Positively Newsworthy is one of our favourite sections of the magazine. Here, we aim to highlight stories of hope, optimistic perspectives and joyous developments in our world. We hope you enjoy this extract from our Spring 2020 issue, and that you are staying safe and well at this time.
Food scraps become fuel
by Alison McEvoy
Rubbish goes by the name of ‘trash’ in Toronto, and soon trash in Toronto will be known by a new name – biofuel. Specifically, food trash is about to go through a major transformation in the Canadian capital.
By March of this year, a large chunk of the city of Toronto’s fleet of garbage trucks will be fuelled by the very food waste which they collect. An ingenious plan is underway to send all the compostable waste collected by the garbage fleet to a newly constructed waste management facility. There, anaerobic digestors will capture all the biogas produced by the waste and turn it into renewable natural gas.
Food waste itself is a big contributor to greenhouse gas emissions, so this re-imagination of the power and potential of food scraps creates a double saving for the environment. No longer will the food waste be burnt off, as is standard industry practice, releasing its emissions into the atmosphere, and no longer will the trucks that carry it be burning diesel.

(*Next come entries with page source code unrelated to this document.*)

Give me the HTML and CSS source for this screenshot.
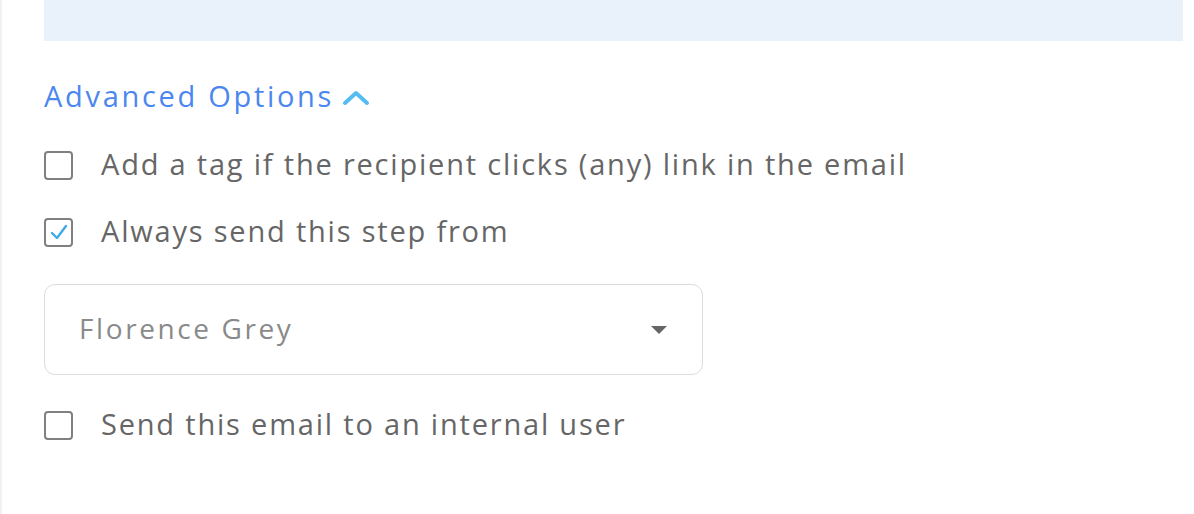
FILE: index.html
```html
<!DOCTYPE html>
<html>
<head>
<meta charset="utf-8">
<link rel="stylesheet" href="styles.css">
</head>
<body>
<div class="page">
  <div class="band"></div>
  <div class="adv">
    <span class="adv-label">Advanced Options</span>
    <svg class="chev" width="28" height="16" viewBox="0 0 28 16"><path d="M3 13 L14 3 L25 13" fill="none" stroke="#56bdf2" stroke-width="4" stroke-linecap="round" stroke-linejoin="round"/></svg>
  </div>
  <div class="opt opt1">
    <span class="box"></span>
    <span class="opt-text">Add a tag if the recipient clicks (any) link in the email</span>
  </div>
  <div class="opt opt2">
    <span class="box checked"><svg width="22" height="22" viewBox="0 0 22 22"><path d="M4 12 L9 17 L18 5" fill="none" stroke="#3fa9ec" stroke-width="2.4" stroke-linecap="round" stroke-linejoin="round"/></svg></span>
    <span class="opt-text">Always send this step from</span>
  </div>
  <div class="select">
    <span class="select-text">Florence Grey</span>
    <span class="caret"></span>
  </div>
  <div class="opt opt3">
    <span class="box"></span>
    <span class="opt-text">Send this email to an internal user</span>
  </div>
</div>
</body>
</html>
```

FILE: styles.css
```css
html, body {
  margin: 0;
  padding: 0;
  background: #fff;
}
body {
  font-family: "Open Sans", "DejaVu Sans", sans-serif;
}
.page {
  width: 1194px;
  height: 514px;
  box-sizing: border-box;
  border-left: 2px solid #f1f1f1;
  padding-left: 42px;
  display: flex;
  flex-direction: column;
  align-items: flex-start;
}
.band {
  width: 1139px;
  height: 41px;
  background: #e9f1fa;
}
.adv {
  display: flex;
  align-items: center;
  gap: 8px;
  margin-top: 38px;
  height: 36px;
}
.adv-label {
  font-size: 29px;
  color: #4b87ef;
  letter-spacing: 2.7px;
  margin-top: -4px;
}
.chev {
  display: block;
  margin-top: 2px;
}
.opt {
  display: flex;
  align-items: center;
  gap: 28px;
  height: 36px;
}
.opt1 { margin-top: 32px; }
.opt2 { margin-top: 31px; }
.opt3 { margin-top: 32px; }
.box {
  width: 25px;
  height: 25px;
  border: 2px solid #808080;
  border-radius: 4px;
  display: flex;
  align-items: center;
  justify-content: center;
  flex-shrink: 0;
}
.opt-text {
  font-size: 29px;
  color: #666;
  letter-spacing: 1.8px;
  margin-top: -4px;
}
.select {
  margin-top: 34px;
  width: 659px;
  height: 91px;
  box-sizing: border-box;
  border: 1.5px solid #dcdcdc;
  border-radius: 11px;
  display: flex;
  align-items: center;
  justify-content: space-between;
  padding: 0 35px 0 34px;
}
.select-text {
  font-size: 28px;
  color: #8a8a8a;
  letter-spacing: 2.6px;
  margin-top: -4px;
}
.caret {
  width: 0;
  height: 0;
  border-left: 8px solid transparent;
  border-right: 8px solid transparent;
  border-top: 8px solid #666;
}
```
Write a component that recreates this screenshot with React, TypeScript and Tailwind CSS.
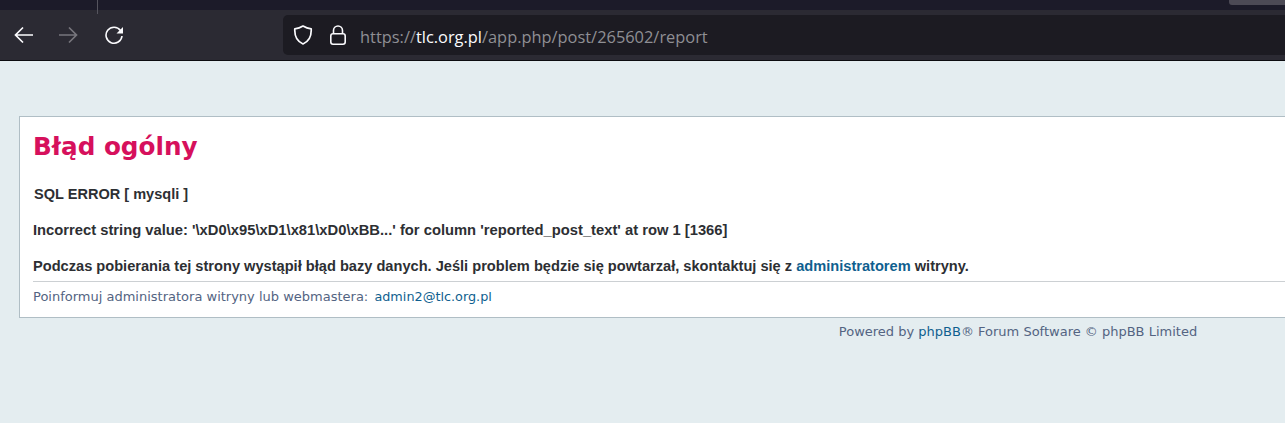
import type { ReactNode } from "react";

function ToolbarIcon({ children, className }: { children: ReactNode; className?: string }) {
  return (
    <svg width="20" height="20" viewBox="0 0 20 20" fill="none" className={className}>
      {children}
    </svg>
  );
}

function BrowserChrome() {
  return (
    <div className="bg-[#2b2a33] font-['Open_Sans',sans-serif]">
      {/* Tab strip, cropped at the top of the shot */}
      <div className="flex h-[10px] bg-[#1c1b29]">
        <div className="h-[14px] w-[98px] border-r border-[#55545e]" />
        <div className="ml-auto h-[5px] w-[56px] rounded-bl-[3px] bg-[#4c4a55]" />
      </div>
      <div className="flex h-[51px] items-start border-b border-[#0c0c10] pt-[5px]">
        <div className="flex h-[40px] w-[283px] items-center pl-[14px]">
          <ToolbarIcon className="text-[#fbfbfe]">
            <path d="M19 10H2M9 2.500 1.500 10 9 17.500" stroke="currentColor" strokeWidth="1.7" />
          </ToolbarIcon>
          <ToolbarIcon className="ml-[24px] text-[#77767d]">
            <path d="M1 10h17M11 2.500l7.500 7.500-7.500 7.500" stroke="currentColor" strokeWidth="1.7" />
          </ToolbarIcon>
          <ToolbarIcon className="ml-[26px] text-[#fbfbfe]">
            <path d="M16.500 5.500A8 8 0 1 0 18 11" stroke="currentColor" strokeWidth="1.6" />
            <path d="M19 2v6.500h-6.500z" fill="currentColor" />
          </ToolbarIcon>
        </div>
        <div className="flex h-[40px] flex-1 items-center rounded-l-[5px] bg-[#1c1b22] pl-[10px]">
          <ToolbarIcon className="text-[#fbfbfe]">
            <path
              d="M10 1c2.700 1.700 5.300 2.500 8.200 2.800.4 7.200-2.200 12.700-8.200 15.200C4 16.500 1.400 11 1.800 3.800 4.700 3.500 7.300 2.700 10 1z"
              stroke="currentColor"
              strokeWidth="1.7"
              strokeLinejoin="round"
            />
          </ToolbarIcon>
          <ToolbarIcon className="ml-[15px] text-[#fbfbfe]">
            <rect x="2.800" y="8.800" width="14.400" height="10.400" rx="2.200" stroke="currentColor" strokeWidth="1.6" />
            <path d="M5.500 8.800V5.500a4.500 4.500 0 0 1 9 0v3.300" stroke="currentColor" strokeWidth="1.6" />
          </ToolbarIcon>
          <div className="ml-[12px] pt-[5px] text-[16.4px] text-[#8f8f94]">
            https://<span className="text-[#fbfbfe]">tlc.org.pl</span>/app.php/post/265602/report
          </div>
        </div>
      </div>
    </div>
  );
}

export default function App() {
  return (
    <div className="h-[423px] w-[1285px] overflow-hidden bg-[#e4edf0]">
      <BrowserChrome />
      <div className="ml-[19px] w-[1998px] pt-[55px]">
        <div className="h-[202px] border border-[#b0bec5] bg-white px-[13px] pt-[12px] font-['Liberation_Sans',sans-serif] font-bold leading-[18px] text-[#2d2f33]">
          <h1 className="font-['DejaVu_Sans',sans-serif] text-[24.700px] leading-[36px] font-bold text-[#d6105c]">
            Błąd ogólny
          </h1>
          <p className="mt-[20px] pl-px text-[14.560px]">SQL ERROR [ mysqli ]</p>
          <p className="mt-[18px] text-[14.760px]">
            Incorrect string value: '\xD0\x95\xD1\x81\xD0\xBB...' for column 'reported_post_text' at row 1 [1366]
          </p>
          <p className="mt-[18px] text-[14.620px]">
            Podczas pobierania tej strony wystąpił błąd bazy danych. Jeśli problem będzie się powtarzał, skontaktuj się z{" "}
            <a className="text-[#0f5f8f]">administratorem</a> witryny.
          </p>
          <div className="mt-[6px] border-t border-[#ccd0d3] pt-[7px] font-['DejaVu_Sans',sans-serif] text-[13px] leading-[16px] font-normal text-[#536482]">
            Poinformuj administratora witryny lub webmastera:{" "}
            <a className="ml-[2px] text-[12.800px] text-[#0f5f8f]">admin2@tlc.org.pl</a>
          </div>
        </div>
        <div className="mt-[6px] text-center font-['DejaVu_Sans',sans-serif] text-[13px] leading-[16px] text-[#536482]">
          Powered by <a className="text-[#0f5f8f]">phpBB</a>® Forum Software © phpBB Limited
        </div>
      </div>
    </div>
  );
}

This is imagination, intelligence and love of planet combined. This love-for-planet-in-action is what the smart minds and hearts of every city who love this world can take heed and hope from. Protesting could be replaced then by plans of action proposed to the powers that be. Offering ways forward instead of simply shouting that things are not as they should be, could be a much more productive way of aiding change. So, here’s one for the books about what can be done. If there, why not here?
Hope for Australia
Saving animals, one life at a time
by Aisling Cronin
Many of us in the Northern Hemisphere have been shocked by the Australian bushfire crisis, helpless to do anything other than donate what we can to the rescue efforts and raise awareness of what is happening, wherever possible. However, there is hope to be found in tiny glimmers of nature’s resilience that are now being seen in certain areas. Plants are slowly begin to return to some scorched tracts of land. Human kindness and offerings of support have also brought comfort to many people who have lost their homes.
One positive story has come from an amazing wild animal rescue and rehabilitation organisation called WIRES. Over the last five years, WIRES has worked with the World Wildlife Fund, Humane Society International, The Wilderness Society, the Nature Conservation Council, Birdlife, RSPCA, Animal Welfare League and many others, furthering their ongoing contribution to the wildlife rehabilitation sector.
WIRES’ presence has mostly been concentrated in New South Wales – where we are responding to more than 90,000 rescues each year – and they also receive around 170,000 calls to our 1300 WIRES line annually. In the face of untold devastation, the organisation is now playing a vital role in saving Australia’s native species, one life at a time.
Speaking of one of their recent kangaroo rescues on social media, WIRES said, ‘Each life saved is special, and although this joey is orphaned, she is now safely in care.’